PROBLEM -> Select every line holding the word "Give" and copy it.

INFORMATION PROVIDED ->
▶
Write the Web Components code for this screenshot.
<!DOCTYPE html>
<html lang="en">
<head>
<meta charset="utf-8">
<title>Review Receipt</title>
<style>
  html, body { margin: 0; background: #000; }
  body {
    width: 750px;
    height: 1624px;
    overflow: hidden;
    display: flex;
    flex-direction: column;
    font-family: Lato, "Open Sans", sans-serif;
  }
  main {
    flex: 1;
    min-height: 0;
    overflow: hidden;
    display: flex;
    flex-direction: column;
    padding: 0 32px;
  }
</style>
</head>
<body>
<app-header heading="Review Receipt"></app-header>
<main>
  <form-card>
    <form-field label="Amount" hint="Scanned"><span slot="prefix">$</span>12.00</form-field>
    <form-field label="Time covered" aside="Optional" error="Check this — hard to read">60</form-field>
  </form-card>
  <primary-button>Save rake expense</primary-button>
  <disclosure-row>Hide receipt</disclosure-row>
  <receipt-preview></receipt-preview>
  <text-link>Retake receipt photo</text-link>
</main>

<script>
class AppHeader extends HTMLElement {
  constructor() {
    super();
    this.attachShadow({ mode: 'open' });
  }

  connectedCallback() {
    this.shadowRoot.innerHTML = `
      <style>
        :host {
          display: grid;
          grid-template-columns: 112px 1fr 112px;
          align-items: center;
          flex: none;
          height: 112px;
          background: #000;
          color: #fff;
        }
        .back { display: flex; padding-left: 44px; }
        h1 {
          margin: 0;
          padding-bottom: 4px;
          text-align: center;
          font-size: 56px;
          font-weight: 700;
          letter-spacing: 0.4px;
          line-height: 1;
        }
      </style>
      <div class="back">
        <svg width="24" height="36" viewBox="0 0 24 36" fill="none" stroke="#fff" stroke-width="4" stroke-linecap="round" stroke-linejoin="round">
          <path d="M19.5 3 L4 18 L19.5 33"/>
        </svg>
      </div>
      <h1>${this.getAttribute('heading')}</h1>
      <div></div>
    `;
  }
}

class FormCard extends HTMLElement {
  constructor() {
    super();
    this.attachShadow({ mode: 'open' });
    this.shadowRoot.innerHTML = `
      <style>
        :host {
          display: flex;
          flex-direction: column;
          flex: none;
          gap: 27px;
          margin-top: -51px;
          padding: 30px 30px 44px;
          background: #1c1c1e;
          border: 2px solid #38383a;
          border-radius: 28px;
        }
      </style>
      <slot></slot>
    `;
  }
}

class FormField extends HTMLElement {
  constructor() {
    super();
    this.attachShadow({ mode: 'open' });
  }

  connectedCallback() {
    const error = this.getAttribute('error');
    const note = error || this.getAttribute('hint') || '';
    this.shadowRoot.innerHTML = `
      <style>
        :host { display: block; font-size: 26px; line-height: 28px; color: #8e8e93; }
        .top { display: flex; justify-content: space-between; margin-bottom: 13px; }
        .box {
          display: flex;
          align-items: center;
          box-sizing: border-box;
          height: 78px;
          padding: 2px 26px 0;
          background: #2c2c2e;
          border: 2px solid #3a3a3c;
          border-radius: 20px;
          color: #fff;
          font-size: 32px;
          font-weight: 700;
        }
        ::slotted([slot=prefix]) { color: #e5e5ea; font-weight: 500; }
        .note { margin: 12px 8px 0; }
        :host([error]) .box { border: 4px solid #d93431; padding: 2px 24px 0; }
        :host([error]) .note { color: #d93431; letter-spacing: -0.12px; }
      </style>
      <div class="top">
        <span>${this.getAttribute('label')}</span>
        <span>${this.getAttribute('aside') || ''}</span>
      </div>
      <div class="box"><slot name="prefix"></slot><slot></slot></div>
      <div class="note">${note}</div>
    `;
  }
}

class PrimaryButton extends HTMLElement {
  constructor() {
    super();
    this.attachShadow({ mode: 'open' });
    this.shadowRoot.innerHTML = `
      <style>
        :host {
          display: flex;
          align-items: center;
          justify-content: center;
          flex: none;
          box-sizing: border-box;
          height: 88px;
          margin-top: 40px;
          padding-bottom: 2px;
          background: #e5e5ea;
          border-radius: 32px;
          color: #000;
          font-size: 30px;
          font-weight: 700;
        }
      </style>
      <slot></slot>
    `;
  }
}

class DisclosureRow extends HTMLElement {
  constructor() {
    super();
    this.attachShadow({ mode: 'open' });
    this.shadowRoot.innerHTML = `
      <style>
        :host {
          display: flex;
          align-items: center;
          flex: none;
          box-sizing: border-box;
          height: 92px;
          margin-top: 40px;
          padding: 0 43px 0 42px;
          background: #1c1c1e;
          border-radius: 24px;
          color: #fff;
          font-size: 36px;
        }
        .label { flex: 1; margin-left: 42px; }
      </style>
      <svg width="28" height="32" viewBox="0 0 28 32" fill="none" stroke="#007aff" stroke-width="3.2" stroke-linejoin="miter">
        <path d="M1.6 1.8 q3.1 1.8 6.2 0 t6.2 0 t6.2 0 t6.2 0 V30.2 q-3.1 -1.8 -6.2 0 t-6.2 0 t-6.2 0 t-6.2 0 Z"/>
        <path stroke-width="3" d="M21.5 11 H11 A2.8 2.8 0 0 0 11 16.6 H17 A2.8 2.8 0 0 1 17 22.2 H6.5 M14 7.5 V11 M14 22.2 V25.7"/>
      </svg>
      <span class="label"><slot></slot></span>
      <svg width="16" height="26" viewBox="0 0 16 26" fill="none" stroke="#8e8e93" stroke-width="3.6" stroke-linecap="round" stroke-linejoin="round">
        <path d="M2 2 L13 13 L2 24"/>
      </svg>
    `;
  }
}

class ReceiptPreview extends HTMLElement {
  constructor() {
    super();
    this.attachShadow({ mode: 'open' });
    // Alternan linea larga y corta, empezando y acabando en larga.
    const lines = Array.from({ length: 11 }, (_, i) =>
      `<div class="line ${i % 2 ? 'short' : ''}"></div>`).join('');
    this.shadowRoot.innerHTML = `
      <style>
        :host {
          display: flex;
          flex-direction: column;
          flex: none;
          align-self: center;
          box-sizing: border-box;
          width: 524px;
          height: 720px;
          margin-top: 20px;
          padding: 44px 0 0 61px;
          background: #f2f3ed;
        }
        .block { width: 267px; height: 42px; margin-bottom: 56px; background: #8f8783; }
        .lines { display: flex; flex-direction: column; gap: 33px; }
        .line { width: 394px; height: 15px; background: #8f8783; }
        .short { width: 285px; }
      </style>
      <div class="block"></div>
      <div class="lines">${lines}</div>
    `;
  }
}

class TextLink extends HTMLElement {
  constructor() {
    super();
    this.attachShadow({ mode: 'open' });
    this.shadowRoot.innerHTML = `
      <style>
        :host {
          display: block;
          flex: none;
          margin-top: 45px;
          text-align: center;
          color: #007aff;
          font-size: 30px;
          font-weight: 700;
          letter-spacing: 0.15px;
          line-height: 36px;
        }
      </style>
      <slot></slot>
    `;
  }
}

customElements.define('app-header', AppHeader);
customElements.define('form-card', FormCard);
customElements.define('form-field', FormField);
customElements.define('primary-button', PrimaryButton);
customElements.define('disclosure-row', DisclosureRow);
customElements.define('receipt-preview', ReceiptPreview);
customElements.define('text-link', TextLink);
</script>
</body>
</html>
◀
▶
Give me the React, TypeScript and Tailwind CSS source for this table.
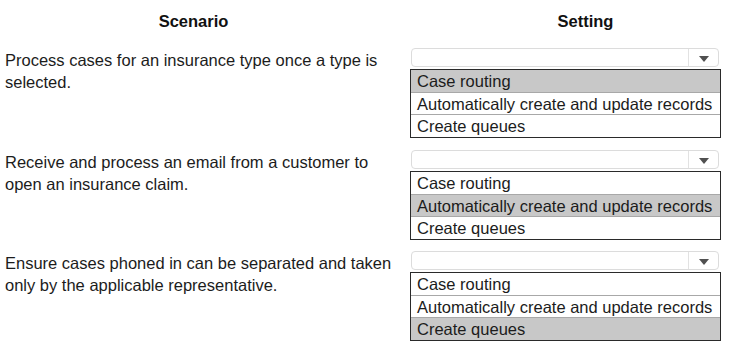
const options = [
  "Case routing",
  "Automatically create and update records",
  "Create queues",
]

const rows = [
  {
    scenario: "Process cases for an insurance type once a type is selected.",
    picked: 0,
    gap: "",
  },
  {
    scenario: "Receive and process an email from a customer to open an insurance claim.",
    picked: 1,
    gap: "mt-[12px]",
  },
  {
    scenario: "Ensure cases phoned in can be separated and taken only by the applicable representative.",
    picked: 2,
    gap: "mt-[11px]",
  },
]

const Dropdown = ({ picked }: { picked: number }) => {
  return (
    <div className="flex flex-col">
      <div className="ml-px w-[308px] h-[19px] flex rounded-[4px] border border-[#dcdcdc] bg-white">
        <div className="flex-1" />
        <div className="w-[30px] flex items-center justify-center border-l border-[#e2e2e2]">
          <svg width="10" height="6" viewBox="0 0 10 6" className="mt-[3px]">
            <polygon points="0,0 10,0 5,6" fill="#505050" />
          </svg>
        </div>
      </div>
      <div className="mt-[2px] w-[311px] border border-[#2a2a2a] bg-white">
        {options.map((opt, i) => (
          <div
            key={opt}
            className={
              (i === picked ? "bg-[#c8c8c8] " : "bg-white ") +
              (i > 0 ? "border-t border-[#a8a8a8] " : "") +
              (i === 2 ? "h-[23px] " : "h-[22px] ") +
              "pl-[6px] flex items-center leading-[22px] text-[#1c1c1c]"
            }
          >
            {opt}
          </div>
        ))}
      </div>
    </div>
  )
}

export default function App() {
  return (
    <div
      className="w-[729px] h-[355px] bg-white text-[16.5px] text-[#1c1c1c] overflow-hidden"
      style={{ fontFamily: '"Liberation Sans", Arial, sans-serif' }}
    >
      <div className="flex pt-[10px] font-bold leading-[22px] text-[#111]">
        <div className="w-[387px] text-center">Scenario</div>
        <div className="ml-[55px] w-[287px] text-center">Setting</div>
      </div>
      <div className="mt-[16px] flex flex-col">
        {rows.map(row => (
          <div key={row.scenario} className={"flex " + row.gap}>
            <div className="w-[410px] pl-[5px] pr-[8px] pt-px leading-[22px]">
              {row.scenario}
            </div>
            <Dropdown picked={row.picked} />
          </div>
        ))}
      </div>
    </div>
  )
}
◀
▶
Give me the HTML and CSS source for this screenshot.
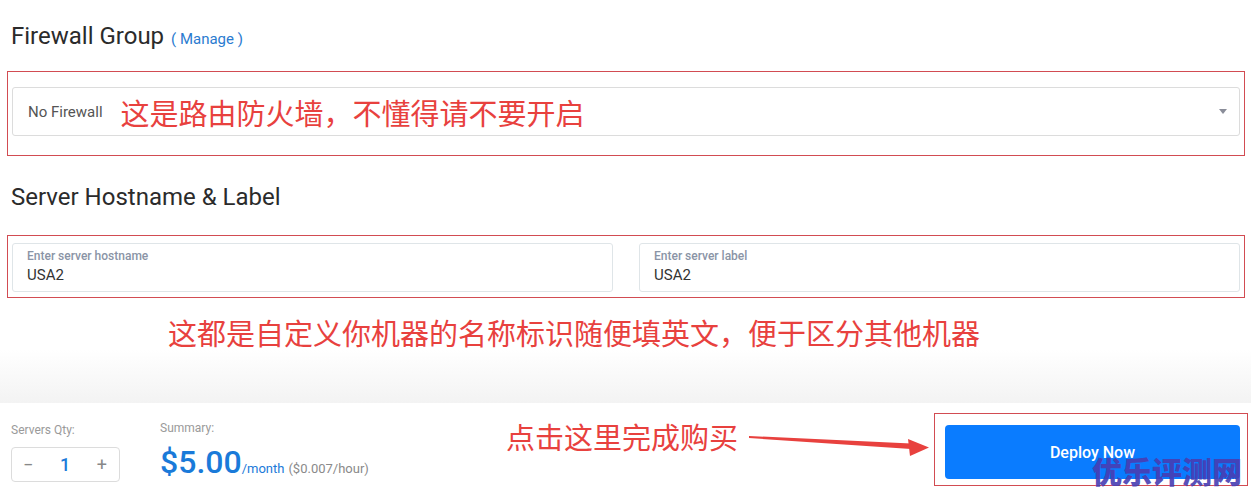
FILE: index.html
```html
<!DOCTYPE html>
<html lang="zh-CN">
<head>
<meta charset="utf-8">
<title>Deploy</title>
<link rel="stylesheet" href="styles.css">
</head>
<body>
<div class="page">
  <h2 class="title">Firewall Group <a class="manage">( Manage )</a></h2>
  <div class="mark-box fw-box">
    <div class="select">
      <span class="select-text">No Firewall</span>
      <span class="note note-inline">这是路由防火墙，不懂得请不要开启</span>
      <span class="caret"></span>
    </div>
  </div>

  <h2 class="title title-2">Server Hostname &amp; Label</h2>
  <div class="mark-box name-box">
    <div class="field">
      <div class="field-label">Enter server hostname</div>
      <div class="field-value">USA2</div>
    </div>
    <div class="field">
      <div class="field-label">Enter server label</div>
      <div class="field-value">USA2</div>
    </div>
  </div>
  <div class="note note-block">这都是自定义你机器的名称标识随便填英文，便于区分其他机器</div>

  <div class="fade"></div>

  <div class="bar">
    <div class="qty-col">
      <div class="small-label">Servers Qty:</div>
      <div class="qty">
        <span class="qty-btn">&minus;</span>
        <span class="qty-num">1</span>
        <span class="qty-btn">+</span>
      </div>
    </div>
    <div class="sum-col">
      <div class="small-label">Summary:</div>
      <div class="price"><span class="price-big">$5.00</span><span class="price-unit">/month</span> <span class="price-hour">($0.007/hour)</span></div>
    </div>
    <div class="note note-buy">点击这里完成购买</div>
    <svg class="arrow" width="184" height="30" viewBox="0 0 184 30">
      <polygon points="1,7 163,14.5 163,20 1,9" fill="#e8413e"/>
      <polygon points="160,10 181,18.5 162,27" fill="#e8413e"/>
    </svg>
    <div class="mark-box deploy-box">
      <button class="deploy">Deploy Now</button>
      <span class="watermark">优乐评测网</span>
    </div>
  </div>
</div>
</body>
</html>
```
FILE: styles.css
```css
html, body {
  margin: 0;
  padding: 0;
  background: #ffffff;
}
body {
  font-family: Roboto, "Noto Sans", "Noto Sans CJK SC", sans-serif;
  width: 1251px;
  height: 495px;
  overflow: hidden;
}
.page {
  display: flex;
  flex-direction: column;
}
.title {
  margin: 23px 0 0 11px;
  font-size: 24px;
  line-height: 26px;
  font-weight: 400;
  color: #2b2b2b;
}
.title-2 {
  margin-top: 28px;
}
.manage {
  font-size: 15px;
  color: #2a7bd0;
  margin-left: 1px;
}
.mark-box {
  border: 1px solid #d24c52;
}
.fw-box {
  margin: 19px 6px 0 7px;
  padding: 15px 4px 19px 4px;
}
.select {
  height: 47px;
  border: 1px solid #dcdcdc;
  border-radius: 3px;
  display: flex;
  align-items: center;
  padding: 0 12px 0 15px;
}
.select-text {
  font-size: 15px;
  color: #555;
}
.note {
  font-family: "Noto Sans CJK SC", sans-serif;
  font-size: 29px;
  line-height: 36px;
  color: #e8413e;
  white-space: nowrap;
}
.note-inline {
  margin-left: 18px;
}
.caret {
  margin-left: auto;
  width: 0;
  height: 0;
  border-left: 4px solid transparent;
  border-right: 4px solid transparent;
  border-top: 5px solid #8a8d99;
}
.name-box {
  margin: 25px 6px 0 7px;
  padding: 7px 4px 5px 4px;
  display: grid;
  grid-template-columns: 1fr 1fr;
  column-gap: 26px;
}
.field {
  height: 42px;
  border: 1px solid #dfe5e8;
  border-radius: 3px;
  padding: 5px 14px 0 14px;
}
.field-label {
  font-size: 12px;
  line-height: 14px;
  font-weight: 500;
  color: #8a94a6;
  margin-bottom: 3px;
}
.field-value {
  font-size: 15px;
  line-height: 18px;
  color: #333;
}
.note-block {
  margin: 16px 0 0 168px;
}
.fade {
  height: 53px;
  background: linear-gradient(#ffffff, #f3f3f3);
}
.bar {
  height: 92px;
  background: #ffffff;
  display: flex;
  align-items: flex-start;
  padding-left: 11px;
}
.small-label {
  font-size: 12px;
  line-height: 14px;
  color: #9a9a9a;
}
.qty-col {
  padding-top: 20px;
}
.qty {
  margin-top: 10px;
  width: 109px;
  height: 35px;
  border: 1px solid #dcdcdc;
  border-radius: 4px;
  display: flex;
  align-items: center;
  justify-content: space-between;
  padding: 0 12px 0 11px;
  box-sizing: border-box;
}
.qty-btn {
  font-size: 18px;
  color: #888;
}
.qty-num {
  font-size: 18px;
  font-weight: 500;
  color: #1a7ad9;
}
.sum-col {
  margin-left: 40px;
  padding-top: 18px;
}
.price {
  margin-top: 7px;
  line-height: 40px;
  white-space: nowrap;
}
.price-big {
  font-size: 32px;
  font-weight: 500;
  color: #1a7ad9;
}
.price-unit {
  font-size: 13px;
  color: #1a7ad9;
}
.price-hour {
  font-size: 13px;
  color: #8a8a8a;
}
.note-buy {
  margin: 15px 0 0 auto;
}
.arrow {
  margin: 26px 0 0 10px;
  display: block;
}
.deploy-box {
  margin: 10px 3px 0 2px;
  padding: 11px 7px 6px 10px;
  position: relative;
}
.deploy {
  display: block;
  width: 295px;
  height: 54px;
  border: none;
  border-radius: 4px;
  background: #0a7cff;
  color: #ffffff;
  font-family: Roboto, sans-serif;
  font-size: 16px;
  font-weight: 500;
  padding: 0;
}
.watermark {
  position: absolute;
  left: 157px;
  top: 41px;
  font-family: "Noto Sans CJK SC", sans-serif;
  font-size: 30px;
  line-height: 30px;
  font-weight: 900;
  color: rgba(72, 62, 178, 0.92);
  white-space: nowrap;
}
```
◀
SOLUTION TO THIS EXERCISE ->
Give me the React, TypeScript and Tailwind CSS source for this table.
Give me the HTML and CSS source for this screenshot.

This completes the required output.